C’est certain. La fenêtre pour un réchauffement limité à 1,5° C est en train de se refermer — et un réchauffement de 1,5° C est de toute manière dramatique. Mais je ne crois pas que cela ne doive nous paralyser, au contraire. C’est ce qu’explique Corinne Morel-Darleux quand elle rappelle que chaque dixième de degré, chaque vie, chaque arbre, chaque arpent de terre comptent… Chaque bataille mérite d’être menée. Bien sûr, nous perdons trop souvent. Mais nous ne faisons pas que perdre : nous parvenons à bloquer de nombreux projets destructeurs du vivant, à sauver de nombreuses vies, de nombreuses espèces, à sauver des forêts entières du béton… Nous ne pourrons jamais nous dire « c’est fini, nous avons gagné », mais ça ne signifie pas que nous sommes condamnés à perdre.
L’échelle nationale — du moins le pouvoir exécutif — risque pendant cinq ans d’être inaccessible, faut-il se redéployer à l’échelle des territoires à travers des luttes locales ?
Pour défendre chaque dixième de degré, et remporter des victoires sur le terrain, les luttes locales sont fondamentales.

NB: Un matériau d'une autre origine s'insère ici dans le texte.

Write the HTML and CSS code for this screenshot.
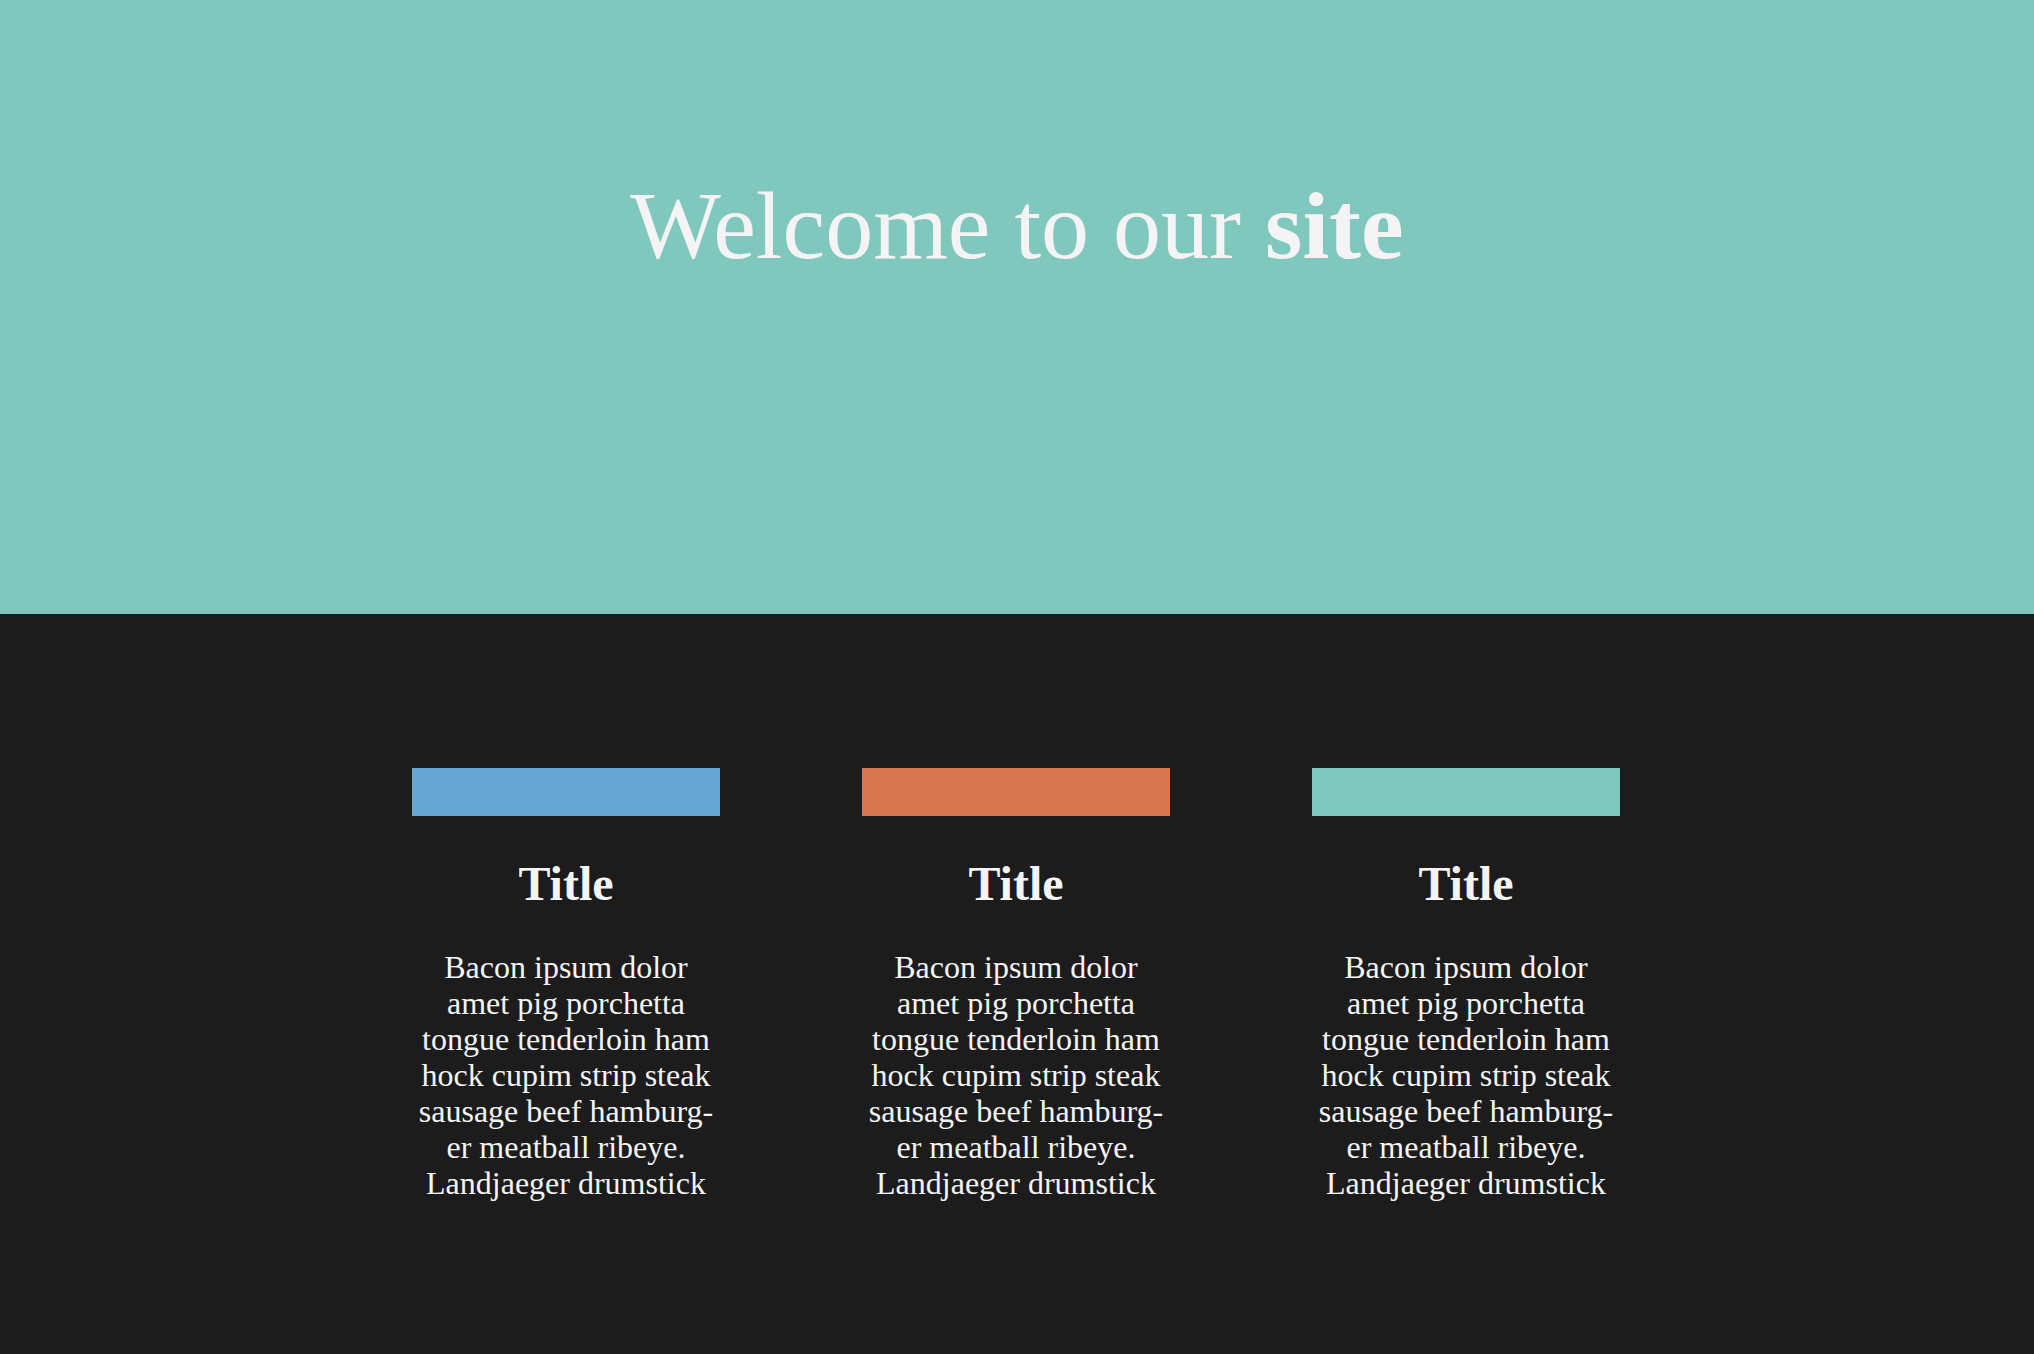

La dynamique est déjà bien enclenchée avec les différentes coordinations contre les grands projets inutiles et imposés, contre les infrastructures routières, les méga-entrepôts Amazon, contre l’industrialisation des forêts, ou encore dans le cadre des Soulèvements de la terre et de la mobilisation à venir « Retour sur terre(s) » le 26 avril. Il faut trouver des outils pour les relier davantage, créer plus de solidarité et réinventer des formes d’autonomie.
Et pour les législatives ?
Je n’ai pas grand-chose à dire, n’étant pas encarté. Mais on voit bien que la question de la participation sera déterminante. Si on veut que la gauche de transformation ait suffisamment de députés pour peser à l’Assemblée nationale, voire pour imposer une cohabitation comme le souhaitent les Insoumis… la seule piste, c’est d’avoir des triangulaires ou des quadrangulaires. Pour cela, il va falloir que l’abstention recule. Peut-être qu’on peut commencer par éviter les règlements de compte et éviter de se tirer dans les pattes… Ceci étant, de mon côté, je pense que le rôle des associations, des mouvements et des organisations syndicales sera déterminant, bien au-delà des échéances électorales. Ces mouvements sont les mieux placés pour faire face aux urgences. Le temps des institutions et de la politique est un temps lent, l’accélération viendra des mobilisations.